═══ DATA BLOCK

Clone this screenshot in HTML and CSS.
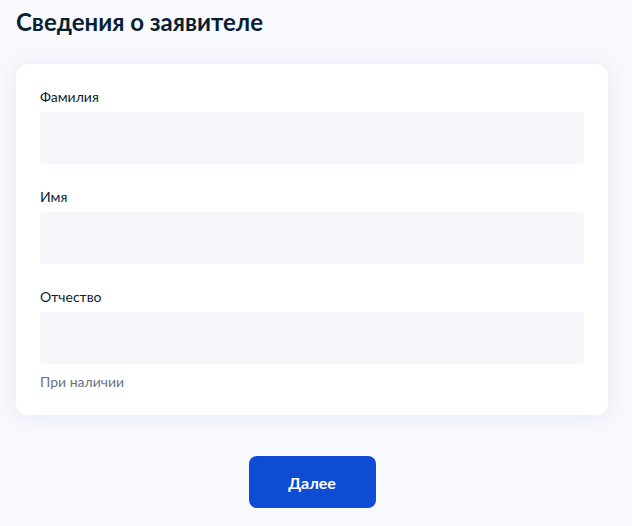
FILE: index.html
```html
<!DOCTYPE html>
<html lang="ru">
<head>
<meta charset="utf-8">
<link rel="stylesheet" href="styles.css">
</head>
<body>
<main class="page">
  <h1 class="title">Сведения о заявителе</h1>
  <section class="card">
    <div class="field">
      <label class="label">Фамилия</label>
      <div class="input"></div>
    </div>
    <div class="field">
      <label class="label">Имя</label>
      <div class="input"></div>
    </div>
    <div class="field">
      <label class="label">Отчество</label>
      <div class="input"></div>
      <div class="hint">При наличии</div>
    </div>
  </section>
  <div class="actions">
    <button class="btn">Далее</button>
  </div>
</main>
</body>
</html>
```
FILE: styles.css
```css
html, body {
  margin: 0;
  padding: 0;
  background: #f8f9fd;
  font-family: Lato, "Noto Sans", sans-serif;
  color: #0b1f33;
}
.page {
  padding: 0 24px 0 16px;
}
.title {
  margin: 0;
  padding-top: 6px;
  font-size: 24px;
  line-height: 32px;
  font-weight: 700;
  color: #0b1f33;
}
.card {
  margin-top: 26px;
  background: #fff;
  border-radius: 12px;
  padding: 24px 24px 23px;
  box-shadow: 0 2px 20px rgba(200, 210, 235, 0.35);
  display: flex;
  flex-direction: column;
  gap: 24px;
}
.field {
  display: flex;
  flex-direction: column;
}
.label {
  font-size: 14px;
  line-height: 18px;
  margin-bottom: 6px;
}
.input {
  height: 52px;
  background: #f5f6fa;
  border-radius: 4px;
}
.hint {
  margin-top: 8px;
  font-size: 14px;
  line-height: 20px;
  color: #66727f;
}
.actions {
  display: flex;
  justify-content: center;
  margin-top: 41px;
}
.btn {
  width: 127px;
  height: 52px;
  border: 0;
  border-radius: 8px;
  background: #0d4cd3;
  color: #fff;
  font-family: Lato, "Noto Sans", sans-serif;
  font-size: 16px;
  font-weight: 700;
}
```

══════

Retype the listing exactly. Pictures do not belong in the copy.

Clone this screenshot in HTML and CSS.
FILE: index.html
```html
<!DOCTYPE html>
<html lang="ru">
<head>
<meta charset="utf-8">
<link rel="stylesheet" href="styles.css">
</head>
<body>
<main class="page">
  <h1 class="title">Сведения о заявителе</h1>
  <section class="card">
    <div class="field">
      <label class="label">Фамилия</label>
      <div class="input"></div>
    </div>
    <div class="field">
      <label class="label">Имя</label>
      <div class="input"></div>
    </div>
    <div class="field">
      <label class="label">Отчество</label>
      <div class="input"></div>
      <div class="hint">При наличии</div>
    </div>
  </section>
  <div class="actions">
    <button class="btn">Далее</button>
  </div>
</main>
</body>
</html>
```
FILE: styles.css
```css
html, body {
  margin: 0;
  padding: 0;
  background: #f8f9fd;
  font-family: Lato, "Noto Sans", sans-serif;
  color: #0b1f33;
}
.page {
  padding: 0 24px 0 16px;
}
.title {
  margin: 0;
  padding-top: 6px;
  font-size: 24px;
  line-height: 32px;
  font-weight: 700;
  color: #0b1f33;
}
.card {
  margin-top: 26px;
  background: #fff;
  border-radius: 12px;
  padding: 24px 24px 23px;
  box-shadow: 0 2px 20px rgba(200, 210, 235, 0.35);
  display: flex;
  flex-direction: column;
  gap: 24px;
}
.field {
  display: flex;
  flex-direction: column;
}
.label {
  font-size: 14px;
  line-height: 18px;
  margin-bottom: 6px;
}
.input {
  height: 52px;
  background: #f5f6fa;
  border-radius: 4px;
}
.hint {
  margin-top: 8px;
  font-size: 14px;
  line-height: 20px;
  color: #66727f;
}
.actions {
  display: flex;
  justify-content: center;
  margin-top: 41px;
}
.btn {
  width: 127px;
  height: 52px;
  border: 0;
  border-radius: 8px;
  background: #0d4cd3;
  color: #fff;
  font-family: Lato, "Noto Sans", sans-serif;
  font-size: 16px;
  font-weight: 700;
}
```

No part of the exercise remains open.